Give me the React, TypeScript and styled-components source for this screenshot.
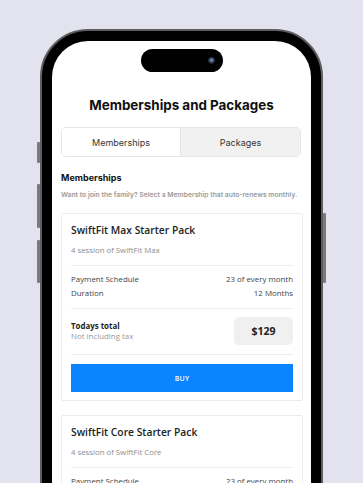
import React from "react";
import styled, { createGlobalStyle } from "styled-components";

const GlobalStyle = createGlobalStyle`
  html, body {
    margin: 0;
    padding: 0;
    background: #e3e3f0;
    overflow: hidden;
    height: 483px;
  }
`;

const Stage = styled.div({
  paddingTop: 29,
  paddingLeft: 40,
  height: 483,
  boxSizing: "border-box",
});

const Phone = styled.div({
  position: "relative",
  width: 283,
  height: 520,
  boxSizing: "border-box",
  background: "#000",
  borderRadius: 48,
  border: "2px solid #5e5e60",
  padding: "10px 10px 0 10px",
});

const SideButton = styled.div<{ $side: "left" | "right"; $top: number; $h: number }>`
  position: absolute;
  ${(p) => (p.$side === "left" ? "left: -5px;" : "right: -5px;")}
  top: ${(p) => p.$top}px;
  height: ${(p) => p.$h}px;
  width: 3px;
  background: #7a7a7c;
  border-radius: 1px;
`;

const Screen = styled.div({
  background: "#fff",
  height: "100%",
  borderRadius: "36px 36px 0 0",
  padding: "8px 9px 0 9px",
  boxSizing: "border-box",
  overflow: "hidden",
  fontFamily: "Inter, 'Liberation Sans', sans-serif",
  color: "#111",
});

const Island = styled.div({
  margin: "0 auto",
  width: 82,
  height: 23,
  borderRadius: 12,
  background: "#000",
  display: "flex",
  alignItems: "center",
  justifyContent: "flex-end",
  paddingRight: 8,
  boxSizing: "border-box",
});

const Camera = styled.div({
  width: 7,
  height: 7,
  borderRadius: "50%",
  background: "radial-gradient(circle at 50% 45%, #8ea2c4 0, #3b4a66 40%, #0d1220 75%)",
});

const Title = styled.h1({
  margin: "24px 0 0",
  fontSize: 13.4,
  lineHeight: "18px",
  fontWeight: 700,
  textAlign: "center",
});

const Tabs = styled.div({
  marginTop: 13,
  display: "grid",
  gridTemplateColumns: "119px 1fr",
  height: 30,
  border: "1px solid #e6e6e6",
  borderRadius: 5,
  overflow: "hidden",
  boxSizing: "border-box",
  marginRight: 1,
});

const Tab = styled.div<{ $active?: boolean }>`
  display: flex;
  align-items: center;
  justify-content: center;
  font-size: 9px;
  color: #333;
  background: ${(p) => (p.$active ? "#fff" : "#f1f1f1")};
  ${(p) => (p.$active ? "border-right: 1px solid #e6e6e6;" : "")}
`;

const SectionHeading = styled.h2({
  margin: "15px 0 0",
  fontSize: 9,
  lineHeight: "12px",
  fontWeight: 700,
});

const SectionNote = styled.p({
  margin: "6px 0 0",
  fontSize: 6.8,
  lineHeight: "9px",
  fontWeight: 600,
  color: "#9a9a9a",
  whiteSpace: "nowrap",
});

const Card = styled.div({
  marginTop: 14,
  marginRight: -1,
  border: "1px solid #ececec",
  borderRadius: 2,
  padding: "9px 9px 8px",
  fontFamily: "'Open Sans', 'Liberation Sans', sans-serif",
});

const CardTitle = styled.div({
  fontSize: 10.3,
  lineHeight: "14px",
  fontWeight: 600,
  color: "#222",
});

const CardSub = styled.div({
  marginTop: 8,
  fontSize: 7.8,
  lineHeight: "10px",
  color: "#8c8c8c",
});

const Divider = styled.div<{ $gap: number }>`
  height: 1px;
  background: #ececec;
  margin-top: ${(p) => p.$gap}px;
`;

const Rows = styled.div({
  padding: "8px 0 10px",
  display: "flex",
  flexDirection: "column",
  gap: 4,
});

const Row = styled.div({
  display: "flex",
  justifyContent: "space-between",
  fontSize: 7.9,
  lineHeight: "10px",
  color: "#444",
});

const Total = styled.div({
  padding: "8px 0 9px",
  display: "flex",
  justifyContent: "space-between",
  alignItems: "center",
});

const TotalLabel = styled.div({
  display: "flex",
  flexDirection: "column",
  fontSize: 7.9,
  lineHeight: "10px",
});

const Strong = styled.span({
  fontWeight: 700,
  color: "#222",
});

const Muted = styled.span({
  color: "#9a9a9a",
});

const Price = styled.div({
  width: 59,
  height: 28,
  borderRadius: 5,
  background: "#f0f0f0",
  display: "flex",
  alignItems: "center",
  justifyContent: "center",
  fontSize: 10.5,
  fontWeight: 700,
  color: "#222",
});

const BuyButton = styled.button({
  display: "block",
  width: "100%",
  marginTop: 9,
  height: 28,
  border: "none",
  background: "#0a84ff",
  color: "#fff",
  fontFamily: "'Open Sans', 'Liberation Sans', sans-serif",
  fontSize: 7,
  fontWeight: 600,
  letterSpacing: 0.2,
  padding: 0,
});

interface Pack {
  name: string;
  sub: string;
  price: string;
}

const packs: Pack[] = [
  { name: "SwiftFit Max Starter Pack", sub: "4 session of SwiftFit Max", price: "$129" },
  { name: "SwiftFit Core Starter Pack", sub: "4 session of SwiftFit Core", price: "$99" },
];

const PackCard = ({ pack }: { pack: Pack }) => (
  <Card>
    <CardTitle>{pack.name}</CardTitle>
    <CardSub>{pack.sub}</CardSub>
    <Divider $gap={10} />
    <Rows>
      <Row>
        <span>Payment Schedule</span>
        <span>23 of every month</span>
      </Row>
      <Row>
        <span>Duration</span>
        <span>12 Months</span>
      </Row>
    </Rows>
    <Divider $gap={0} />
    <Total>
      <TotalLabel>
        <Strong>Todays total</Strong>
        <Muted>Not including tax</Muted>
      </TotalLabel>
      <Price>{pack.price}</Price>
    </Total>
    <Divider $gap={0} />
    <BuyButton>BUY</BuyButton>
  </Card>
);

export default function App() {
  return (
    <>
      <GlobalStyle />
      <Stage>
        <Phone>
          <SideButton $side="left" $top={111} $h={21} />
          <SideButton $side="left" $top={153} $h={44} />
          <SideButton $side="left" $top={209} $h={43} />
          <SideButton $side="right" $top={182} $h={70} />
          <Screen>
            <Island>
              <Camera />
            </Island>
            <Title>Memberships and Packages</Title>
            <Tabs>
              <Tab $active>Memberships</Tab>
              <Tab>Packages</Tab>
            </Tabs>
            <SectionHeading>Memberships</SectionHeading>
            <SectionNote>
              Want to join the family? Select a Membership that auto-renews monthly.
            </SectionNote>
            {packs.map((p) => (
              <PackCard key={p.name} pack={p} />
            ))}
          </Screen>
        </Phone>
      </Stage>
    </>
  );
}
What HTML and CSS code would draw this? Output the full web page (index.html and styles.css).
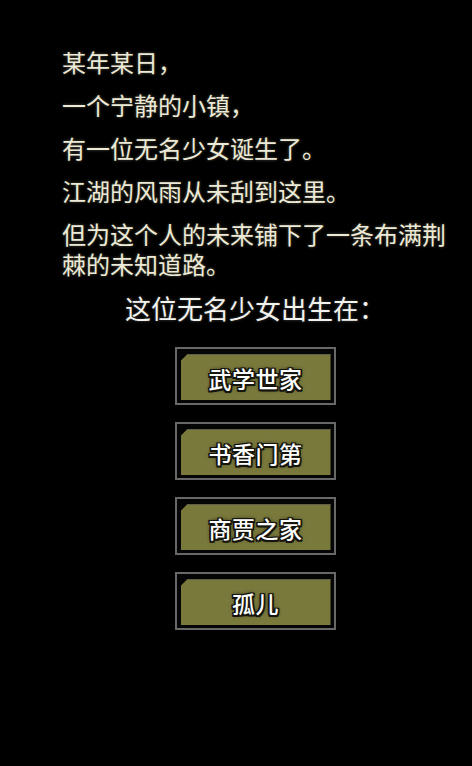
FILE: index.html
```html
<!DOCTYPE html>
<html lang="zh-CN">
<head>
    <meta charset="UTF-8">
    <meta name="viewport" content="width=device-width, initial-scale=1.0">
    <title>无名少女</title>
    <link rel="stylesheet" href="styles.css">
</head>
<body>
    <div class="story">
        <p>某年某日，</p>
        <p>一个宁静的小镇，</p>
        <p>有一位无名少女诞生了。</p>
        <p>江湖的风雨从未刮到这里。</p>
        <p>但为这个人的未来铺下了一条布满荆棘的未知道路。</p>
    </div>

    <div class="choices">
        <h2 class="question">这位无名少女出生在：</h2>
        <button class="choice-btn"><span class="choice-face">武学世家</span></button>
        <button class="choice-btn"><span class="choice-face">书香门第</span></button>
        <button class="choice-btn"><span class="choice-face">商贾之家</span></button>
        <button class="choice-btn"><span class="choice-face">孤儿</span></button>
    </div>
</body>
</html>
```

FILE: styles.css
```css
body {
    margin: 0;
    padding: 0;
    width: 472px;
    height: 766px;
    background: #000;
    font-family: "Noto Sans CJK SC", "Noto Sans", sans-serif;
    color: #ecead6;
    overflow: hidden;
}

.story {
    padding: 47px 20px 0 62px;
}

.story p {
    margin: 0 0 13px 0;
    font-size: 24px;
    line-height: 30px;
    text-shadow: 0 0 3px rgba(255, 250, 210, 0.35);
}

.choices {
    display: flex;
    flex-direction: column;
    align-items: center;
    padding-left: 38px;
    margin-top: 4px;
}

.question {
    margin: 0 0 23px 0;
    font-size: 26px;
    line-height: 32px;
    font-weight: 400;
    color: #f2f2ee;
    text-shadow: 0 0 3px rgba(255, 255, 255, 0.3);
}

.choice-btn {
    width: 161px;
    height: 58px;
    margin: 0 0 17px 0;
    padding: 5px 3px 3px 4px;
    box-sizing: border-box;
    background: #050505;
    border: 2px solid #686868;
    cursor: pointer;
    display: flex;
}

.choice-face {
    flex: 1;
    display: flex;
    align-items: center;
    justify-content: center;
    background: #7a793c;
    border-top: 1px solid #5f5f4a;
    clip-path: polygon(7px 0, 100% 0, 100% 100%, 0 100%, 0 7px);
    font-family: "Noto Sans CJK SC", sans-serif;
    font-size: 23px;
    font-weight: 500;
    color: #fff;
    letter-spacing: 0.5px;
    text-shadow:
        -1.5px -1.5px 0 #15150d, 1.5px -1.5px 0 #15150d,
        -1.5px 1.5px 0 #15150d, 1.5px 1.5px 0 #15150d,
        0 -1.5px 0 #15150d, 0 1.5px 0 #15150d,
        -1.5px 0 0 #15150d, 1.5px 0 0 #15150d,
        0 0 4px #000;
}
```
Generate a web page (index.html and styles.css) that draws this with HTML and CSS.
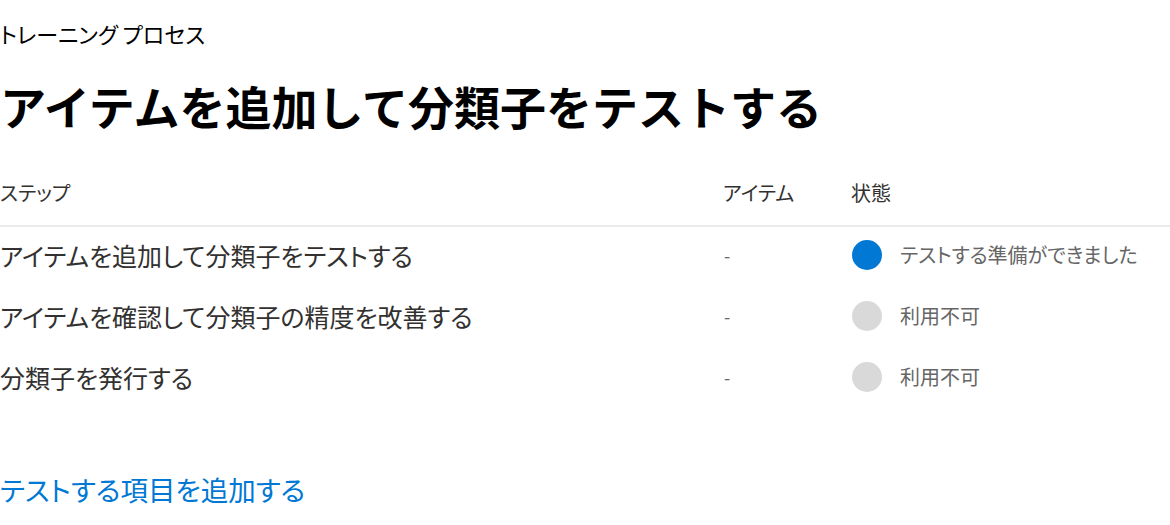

***

*Task goal*
In the listing above, locate each line with "React" and copy it.

*Reply to the exercise*
Give me the React, TypeScript and styled-components source for this screenshot.
import React from "react";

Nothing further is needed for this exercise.